SSL Handshake Failure and Failover Failure due to VLAN Trunk Misconfiguration on VCDA Tunnel Appliance
search cancel

SSL Handshake Failure and Failover Failure due to VLAN Trunk Misconfiguration on VCDA Tunnel Appliance

book

Article ID: 439489

calendar_today

Updated On:

Products

VMware vCenter Server VMware Cloud Director VMware Live Recovery

Issue/Introduction

When pairing sites or during standard replication operations in VMware Cloud Director Availability (VCDA) 4.x, you observe the following symptoms:

  • Attempts to pair Site A and Site B fail with the error: "Generic error during the SSL Handshake".
  •  In a multi-uplink environment (e.g., vDS with vmnic1 and vmnic7), the Tunnel appliance loses all connectivity when one physical uplink is brought down, even if the Replicator appliance on the same host fails over correctly.
  • The MAC address of the Tunnel appliance may appear on a physical switch port belonging to a different ESXi host at the network layer.
  • The issue persists only on specific ESXi hosts and disappears when the Tunnel VM is migrated to a different host.

Environment

  • VMware Cloud Director Availability 4.7.x
  • VMware ESXi 

Cause

This issue is caused by a physical network layer misconfiguration where the required replication VLANs are not consistently defined or allowed across all physical trunk ports (uplinks) connected to the ESXi host.
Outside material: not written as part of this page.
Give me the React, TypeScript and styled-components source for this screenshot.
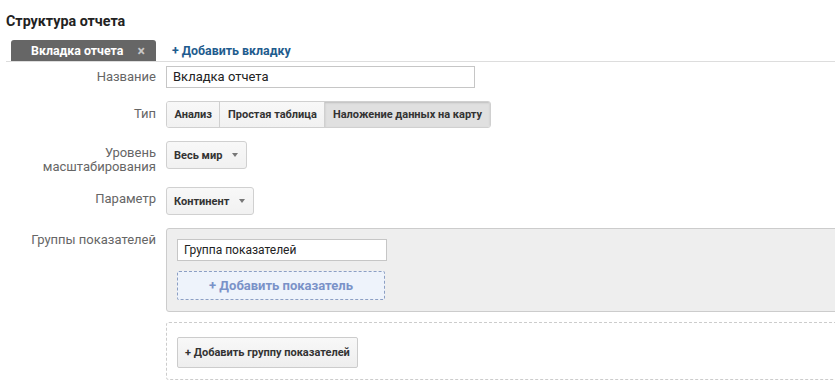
import styled, { createGlobalStyle } from "styled-components";

const GlobalStyle = createGlobalStyle`
  html, body {
    margin: 0;
    padding: 0;
    background: #ffffff;
    overflow: hidden;
  }
  body {
    font-family: Roboto, "Liberation Sans", Arial, sans-serif;
    color: #333333;
  }
`;

const Page = styled.div`
  width: 835px;
  height: 389px;
  overflow: hidden;
  padding: 13px 0 0 6px;
  box-sizing: border-box;
`;

const Title = styled.h2`
  margin: 0;
  font-size: 14.3px;
  line-height: 17px;
  font-weight: 700;
  color: #222222;
`;

const TabBar = styled.div`
  display: flex;
  align-items: flex-end;
  margin-top: 10px;
  padding-left: 5px;
  border-bottom: 1px solid #dddddd;
`;

const ActiveTab = styled.div`
  display: flex;
  align-items: center;
  height: 21px;
  width: 145px;
  box-sizing: border-box;
  padding: 0 11px 0 20px;
  background: #666666;
  border-radius: 3px 3px 0 0;
  color: #ffffff;
  font-size: 12.4px;
  font-weight: 700;
`;

const TabLabel = styled.span`
  flex: 1;
`;

const CloseMark = styled.span`
  color: #c8c8c8;
  font-size: 14px;
  font-weight: 700;
`;

const AddTab = styled.a`
  margin-left: 16px;
  height: 21px;
  line-height: 21px;
  color: #1f5c8e;
  font-size: 12.4px;
  font-weight: 700;
  text-decoration: none;
`;

const Form = styled.div`
  display: flex;
  flex-direction: column;
  margin-top: 4px;
`;

const Row = styled.div<{ $gap?: number }>`
  display: flex;
  align-items: flex-start;
  margin-bottom: ${(p) => p.$gap ?? 13}px;
`;

const Label = styled.div<{ $pt?: number }>`
  width: 150px;
  flex-shrink: 0;
  padding-top: ${(p) => p.$pt ?? 5}px;
  text-align: right;
  font-size: 13px;
  line-height: 14px;
  color: #666666;
`;

const Control = styled.div`
  margin-left: 10px;
  display: flex;
  flex-direction: column;
`;

const TextInput = styled.div<{ $w: number; $size?: number }>`
  width: ${(p) => p.$w}px;
  height: 22px;
  box-sizing: border-box;
  padding: 0 6px;
  border: 1px solid #c6c6c6;
  background: #ffffff;
  font-size: ${(p) => p.$size ?? 13}px;
  line-height: 20px;
  color: #222222;
`;

const Segmented = styled.div`
  display: flex;
  height: 27px;
  box-sizing: border-box;
  border: 1px solid #d0d0d0;
  border-radius: 3px;
  overflow: hidden;
`;

const Segment = styled.div<{ $active?: boolean }>`
  display: flex;
  align-items: center;
  padding: 0 7.5px;
  font-size: 11px;
  font-weight: 700;
  color: #333333;
  background: ${(p) =>
    p.$active ? "#e0e0e0" : "linear-gradient(#f8f8f8, #f1f1f1)"};
  box-shadow: ${(p) => (p.$active ? "inset 0 1px 2px rgba(0,0,0,0.15)" : "none")};
  & + & {
    border-left: 1px solid #d0d0d0;
  }
`;

const Dropdown = styled.div`
  display: flex;
  align-items: center;
  align-self: flex-start;
  height: 28px;
  box-sizing: border-box;
  padding: 0 8px 0 7px;
  border: 1px solid #d0d0d0;
  border-radius: 3px;
  background: linear-gradient(#f8f8f8, #f1f1f1);
  font-size: 11px;
  font-weight: 700;
  color: #333333;
`;

const Caret = styled.span`
  margin-left: 10px;
  width: 0;
  height: 0;
  border-left: 3.5px solid transparent;
  border-right: 3.5px solid transparent;
  border-top: 4px solid #777777;
`;

const GroupBox = styled.div`
  width: 700px;
  box-sizing: border-box;
  padding: 10px 10px 11px;
  background: #eeeeee;
  border: 1px solid #cccccc;
  border-radius: 3px;
  display: flex;
  flex-direction: column;
  gap: 10px;
`;

const AddMetric = styled.div`
  width: 208px;
  height: 29px;
  box-sizing: border-box;
  border: 1px dashed #8c9fc4;
  border-radius: 2px;
  background: #eef3fb;
  display: flex;
  align-items: center;
  justify-content: center;
  font-size: 13px;
  font-weight: 700;
  color: #7a92c8;
`;

const DashedArea = styled.div`
  margin-left: 160px;
  width: 700px;
  flex-shrink: 0;
  height: 58px;
  box-sizing: border-box;
  padding: 14px 10px;
  border: 1px dashed #cccccc;
  border-radius: 3px;
`;

const Button = styled.div`
  display: inline-flex;
  align-items: center;
  height: 31px;
  box-sizing: border-box;
  padding: 0 7px;
  border: 1px solid #cccccc;
  border-radius: 2px;
  background: linear-gradient(#f8f8f8, #eeeeee);
  font-size: 11px;
  font-weight: 700;
  color: #333333;
`;

export default function App() {
  return (
    <>
      <GlobalStyle />
      <Page>
        <Title>Структура отчета</Title>
        <TabBar>
          <ActiveTab>
            <TabLabel>Вкладка отчета</TabLabel>
            <CloseMark>×</CloseMark>
          </ActiveTab>
          <AddTab href="#">+ Добавить вкладку</AddTab>
        </TabBar>
        <Form>
          <Row>
            <Label $pt={4}>Название</Label>
            <Control>
              <TextInput $w={309}>Вкладка отчета</TextInput>
            </Control>
          </Row>
          <Row>
            <Label $pt={6}>Тип</Label>
            <Control>
              <Segmented>
                <Segment>Анализ</Segment>
                <Segment>Простая таблица</Segment>
                <Segment $active>Наложение данных на карту</Segment>
              </Segmented>
            </Control>
          </Row>
          <Row>
            <Label>
              Уровень
              <br />
              масштабирования
            </Label>
            <Control>
              <Dropdown>
                Весь мир
                <Caret />
              </Dropdown>
            </Control>
          </Row>
          <Row>
            <Label>Параметр</Label>
            <Control>
              <Dropdown>
                Континент
                <Caret />
              </Dropdown>
            </Control>
          </Row>
          <Row $gap={10}>
            <Label>Группы показателей</Label>
            <Control>
              <GroupBox>
                <TextInput $w={210} $size={12}>
                  Группа показателей
                </TextInput>
                <AddMetric>+ Добавить показатель</AddMetric>
              </GroupBox>
            </Control>
          </Row>
          <DashedArea>
            <Button>+ Добавить группу показателей</Button>
          </DashedArea>
        </Form>
      </Page>
    </>
  );
}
Specifically, if the replication VLAN is "pruned" or restricted on one physical uplink but not the other, the VCDA Tunnel appliance may become "pinned" to a specific path. When that path fails or the vDS attempts to balance traffic to the restricted uplink, the MAC learning fails, and the SSL handshake times out because the packets cannot reach the destination.

Resolution

To resolve this issue, reconfigure the physical switch ports to ensure that all replication-related VLANs are fully allowed on all uplinks serving the ESXi host.

  1. Audit Physical Switch Configuration: Coordinate with the network team to inspect the physical switch ports connected to the affected ESXi host's uplinks 
  2. Verify VLAN Trunking: Ensure that all VLAN IDs used by the VCDA Portgroups are included in the "allowed" list for these ports.
  3. Expand VLAN Definitions: Change the VLAN definition from a restricted trunk (specific IDs) to a full trunk (ensuring all necessary replication VLANs are explicitly allowed and tagged) across all participating physical switch ports.
  4. Disable Switch Port Security: Verify that features such as Port SecuritySticky MAC, or MAC Address Learning Limits are not blocking the VM's MAC address from moving between physical ports.
  5. After resolving the networking issues, retry the site pairing task from VCDA:

    For an environment with two Cloud Director sites, Pair or Re-pair the site.
    For an environment with On-Premises sites, Re-pair the remote site.